Artful Dodger singles chronology
| "Woman Trouble" (2000) | "Please Don't Turn Me On" (2000) | "Think About Me" (2001) |

= Please Don't Turn Me On =

2000 single by Artful Dodger

"Please Don't Turn Me On" is a song by UK garage duo Artful Dodger, released on 13 November 2000 as the fifth single from the duo's debut studio album, It's All About the Stragglers (2000). The song features singer Lifford (real name Lifford Shillingford), who would later appear as a contestant on the 12th series of Britain's Got Talent. The song peaked at number four on the UK Singles Chart and spent 10 weeks on the chart.

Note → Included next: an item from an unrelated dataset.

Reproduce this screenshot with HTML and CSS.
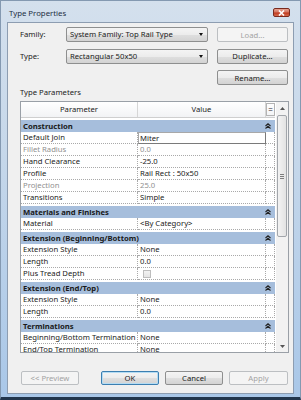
FILE: index.html
```html
<!DOCTYPE html>
<html lang="en">
<head>
  <meta charset="UTF-8" />
  <title>Type Properties</title>
  <link rel="stylesheet" href="styles.css">
</head>
<body>
  <div class="window">
    <div class="titlebar">
      <span class="title">Type Properties</span>
      <span class="close">
        <svg width="7" height="6" viewBox="0 0 7 6"><path d="M1 0.5 L6 5.5 M6 0.5 L1 5.5" stroke="#fff" stroke-width="1.6"/></svg>
      </span>
    </div>

    <div class="client">
      <div class="type-form">
        <span class="lbl">Family:</span>
        <div class="combo">System Family: Top Rail Type<i class="arrow"></i></div>
        <button class="btn" disabled>Load...</button>

        <span class="lbl">Type:</span>
        <div class="combo">Rectangular 50x50<i class="arrow"></i></div>
        <button class="btn">Duplicate...</button>

        <span></span>
        <span></span>
        <button class="btn">Rename...</button>
      </div>

      <div class="caption">Type Parameters</div>

      <div class="grid-box">
        <div class="grid-main">
          <div class="grid-head">
            <span>Parameter</span>
            <span>Value</span>
            <span class="eq">=</span>
          </div>

          <div class="group">Construction<svg class="chev" width="6" height="6" viewBox="0 0 6 6"><path d="M0.5 3 L3 0.8 L5.5 3 M0.5 5.5 L3 3.3 L5.5 5.5" stroke="#222" stroke-width="1.1" fill="none"/></svg></div>
          <div class="row"><span>Default Join</span><span class="edit">Miter</span><span></span></div>
          <div class="row off"><span>Fillet Radius</span><span>0.0</span><span></span></div>
          <div class="row"><span>Hand Clearance</span><span>-25.0</span><span></span></div>
          <div class="row"><span>Profile</span><span>Rail Rect : 50x50</span><span></span></div>
          <div class="row off"><span>Projection</span><span>25.0</span><span></span></div>
          <div class="row"><span>Transitions</span><span>Simple</span><span></span></div>

          <div class="group">Materials and Finishes<svg class="chev" width="6" height="6" viewBox="0 0 6 6"><path d="M0.5 3 L3 0.8 L5.5 3 M0.5 5.5 L3 3.3 L5.5 5.5" stroke="#222" stroke-width="1.1" fill="none"/></svg></div>
          <div class="row"><span>Material</span><span>&lt;By Category&gt;</span><span></span></div>

          <div class="group">Extension (Beginning/Bottom)<svg class="chev" width="6" height="6" viewBox="0 0 6 6"><path d="M0.5 3 L3 0.8 L5.5 3 M0.5 5.5 L3 3.3 L5.5 5.5" stroke="#222" stroke-width="1.1" fill="none"/></svg></div>
          <div class="row"><span>Extension Style</span><span>None</span><span></span></div>
          <div class="row"><span>Length</span><span>0.0</span><span></span></div>
          <div class="row"><span>Plus Tread Depth</span><span><i class="check"></i></span><span></span></div>

          <div class="group">Extension (End/Top)<svg class="chev" width="6" height="6" viewBox="0 0 6 6"><path d="M0.5 3 L3 0.8 L5.5 3 M0.5 5.5 L3 3.3 L5.5 5.5" stroke="#222" stroke-width="1.1" fill="none"/></svg></div>
          <div class="row"><span>Extension Style</span><span>None</span><span></span></div>
          <div class="row"><span>Length</span><span>0.0</span><span></span></div>

          <div class="group">Terminations<svg class="chev" width="6" height="6" viewBox="0 0 6 6"><path d="M0.5 3 L3 0.8 L5.5 3 M0.5 5.5 L3 3.3 L5.5 5.5" stroke="#222" stroke-width="1.1" fill="none"/></svg></div>
          <div class="row"><span>Beginning/Bottom Termination</span><span>None</span><span></span></div>
          <div class="row"><span>End/Top Termination</span><span>None</span><span></span></div>
        </div>

        <div class="scrollbar">
          <div class="sb-btn"><svg width="5" height="3" viewBox="0 0 5 3"><path d="M0 3 L2.5 0 L5 3 Z" fill="#555"/></svg></div>
          <div class="sb-track">
            <div class="sb-thumb"><i></i><i></i><i></i></div>
          </div>
          <div class="sb-btn"><svg width="5" height="3" viewBox="0 0 5 3"><path d="M0 0 L2.5 3 L5 0 Z" fill="#555"/></svg></div>
        </div>
      </div>

      <div class="footer">
        <button class="btn preview" disabled>&lt;&lt; Preview</button>
        <button class="btn default">OK</button>
        <button class="btn">Cancel</button>
        <button class="btn" disabled>Apply</button>
      </div>
    </div>
  </div>
</body>
</html>
```

FILE: styles.css
```css
body {
  margin: 0;
  padding: 0;
  font-family: 'Noto Sans', 'Open Sans', sans-serif;
  font-size: 7.7px;
  color: #1b1b1b;
  background: #fff;
}

.window {
  box-sizing: border-box;
  width: 301px;
  height: 400px;
  display: flex;
  flex-direction: column;
  padding: 0 6px 3px 6px;
  border: 1px solid #8499b1;
  border-bottom: 3px solid #22364d;
  background: linear-gradient(#d4e0ed 0%, #c5d7ea 40%, #a9c7e8 100%);
}

/* title bar */
.titlebar {
  height: 21px;
  display: flex;
  align-items: flex-start;
  justify-content: space-between;
}
.title {
  margin: 8px 0 0 2px;
  font-size: 7.8px;
  line-height: 9px;
  color: #1e2f44;
}
.close {
  margin: 7px 4px 0 0;
  width: 17px;
  height: 9px;
  box-sizing: border-box;
  display: flex;
  align-items: center;
  justify-content: center;
  border: 1px solid #7a2a1e;
  border-radius: 2px;
  background: linear-gradient(#e8a493 0%, #d2715c 45%, #c0391f 55%, #d46a4c 100%);
}

.client {
  flex: 1;
  display: flex;
  flex-direction: column;
  padding: 4px 5px 0 12px;
  border: 1px solid #8d9db1;
  background: #f0f0f0;
}

/* family / type */
.type-form {
  display: grid;
  grid-template-columns: 46px 142px 1fr;
  grid-template-rows: 15px 15px 14px;
  row-gap: 6.5px;
}
.lbl {
  line-height: 15px;
  color: #222;
}
.combo {
  position: relative;
  box-sizing: border-box;
  height: 15px;
  padding-left: 3px;
  line-height: 13px;
  border: 1px solid #8e8f8f;
  border-radius: 2px;
  background: linear-gradient(#f4f4f4 0%, #ececec 50%, #dfdfdf 51%, #d3d3d3 100%);
  white-space: nowrap;
}
.arrow {
  position: absolute;
  right: 4px;
  top: 5px;
  border-left: 2.5px solid transparent;
  border-right: 2.5px solid transparent;
  border-top: 3px solid #111;
}

.btn {
  box-sizing: border-box;
  height: 15px;
  padding: 0;
  font: inherit;
  color: #1b1b1b;
  border: 1px solid #8e8f8f;
  border-radius: 2px;
  background: linear-gradient(#f4f4f4 0%, #ececec 50%, #dfdfdf 51%, #d3d3d3 100%);
}
.btn:disabled {
  color: #a3a3a3;
  border-color: #bcbfc2;
  background: #f4f4f4;
}
.type-form .btn {
  margin-left: 9px;
}

.caption {
  margin-top: 3px;
  line-height: 11px;
  color: #222;
}

/* parameter grid */
.grid-box {
  margin: 3px -1px 0 0;
  height: 252px;
  box-sizing: border-box;
  display: flex;
  border: 1px solid #9aa0a7;
  background: #fff;
}
.grid-main {
  width: 255px;
  overflow: hidden;
}
.grid-head {
  display: grid;
  grid-template-columns: 117px 128px 9px;
  height: 16px;
  box-sizing: border-box;
  border-bottom: 1px solid #cfcfcf;
  background: linear-gradient(#ffffff, #f2f3f5);
  line-height: 15px;
  text-align: center;
}
.grid-head span {
  border-right: 1px solid #d6d6d6;
}
.grid-head .eq {
  margin-top: 1px;
  height: 13px;
  line-height: 12px;
  border: 1px solid #b4b4b4;
  box-sizing: border-box;
  font-size: 8px;
}

.group {
  position: relative;
  width: 254px;
  margin-top: 2px;
  height: 12px;
  box-sizing: border-box;
  padding-left: 2px;
  line-height: 12px;
  font-weight: bold;
  color: #1a1a1a;
  background: #a6bedc;
}
.chev {
  position: absolute;
  right: 4px;
  top: 3px;
}

.row {
  display: grid;
  grid-template-columns: 117px 128px 9px;
  height: 12px;
}
.row span {
  box-sizing: border-box;
  padding-left: 2px;
  line-height: 11px;
  white-space: nowrap;
  overflow: hidden;
  border-bottom: 1px dotted #a9a9a9;
  border-right: 1px dotted #a9a9a9;
}
.row.off span {
  color: #909090;
}
.row .edit {
  border: 1px solid #7a7a7a;
  border-top-color: #a8a8a8;
  border-left-color: #a8a8a8;
  line-height: 10px;
  padding-left: 1px;
}
.check {
  display: inline-block;
  margin: 2px 0 0 3px;
  width: 8px;
  height: 8px;
  box-sizing: border-box;
  border: 1px solid #bdbdbd;
  background: linear-gradient(#f2f2f2, #e4e4e4);
  vertical-align: top;
}

/* scrollbar */
.scrollbar {
  width: 12px;
  margin-left: 1px;
  display: flex;
  flex-direction: column;
  background: #f2f2f2;
}
.sb-btn {
  height: 12px;
  display: flex;
  align-items: center;
  justify-content: center;
}
.sb-track {
  flex: 1;
  padding-top: 1px;
}
.sb-thumb {
  margin: 0 1px;
  height: 122px;
  box-sizing: border-box;
  border: 1px solid #a2a6ab;
  border-radius: 2px;
  background: linear-gradient(90deg, #f3f3f3, #e3e3e3);
  display: flex;
  flex-direction: column;
  align-items: center;
  justify-content: center;
  gap: 1px;
}
.sb-thumb i {
  width: 4px;
  height: 1px;
  background: #7d7d7d;
}

/* dialog buttons */
.footer {
  margin-top: 18px;
  display: flex;
  gap: 6px;
}
.footer .btn {
  width: 58px;
  height: 14px;
}
.footer .preview {
  margin: 0 16px 0 1px;
}
.footer .btn:last-child {
  width: 59px;
}
.btn.default {
  border-color: #3c7fb1;
  box-shadow: inset 0 0 0 1px #b5dcf3;
}
```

It also reached the top 50 in Australia and Ireland, as well as number 90 in Switzerland.

==Track listings==
UK CD single
1. "Please Don't Turn Me On" (radio edit)
2. "R U Ready"
3. "Please Don't Turn Me On" (UK garage remix)
4. "Please Don't Turn Me On" (video)

UK 12-inch single
A1. "Please Don't Turn Me On" (Wideboys Oyster vocal mix)
B1. "Please Don't Turn Me On" (Erick Morillo's Disco Thang)
B2. "Please Don't Turn Me On" (Stanton Warriors Fabric vocal)

UK cassette single
1. "Please Don't Turn Me On" (radio edit)
2. "R U Ready"

Australian CD single
1. "Please Don't Turn Me On" (radio edit)
2. "Please Don't Turn Me On" (Wideboys Oyster vocal mix)
3. "Please Don't Turn Me On" (Erick Morillo's Disco Thang)
4. "Please Don't Turn Me On" (UK garage remix)

==Charts==

===Weekly charts===

| Chart (2000–2001) | Peak position |
|---|---|
| Australia (ARIA) | 22 |
| Australian Dance (ARIA) | 4 |
| Europe (Eurochart Hot 100) | 13 |
| Ireland (IRMA) | 42 |
| Ireland Dance (IRMA) | 10 |
| Switzerland (Schweizer Hitparade) | 90 |
| Scotland Singles (OCC) | 20 |
| UK Singles (OCC) | 4 |

===Year-end charts===

| Chart (2000) | Position |
|---|---|
| UK Singles (OCC) | 121 |

==Certifications==

| Region | Certification | Certified units/sales |
| United Kingdom (BPI) | Silver | 200,000^{‡} |
^{‡} Sales+streaming figures based on certification alone.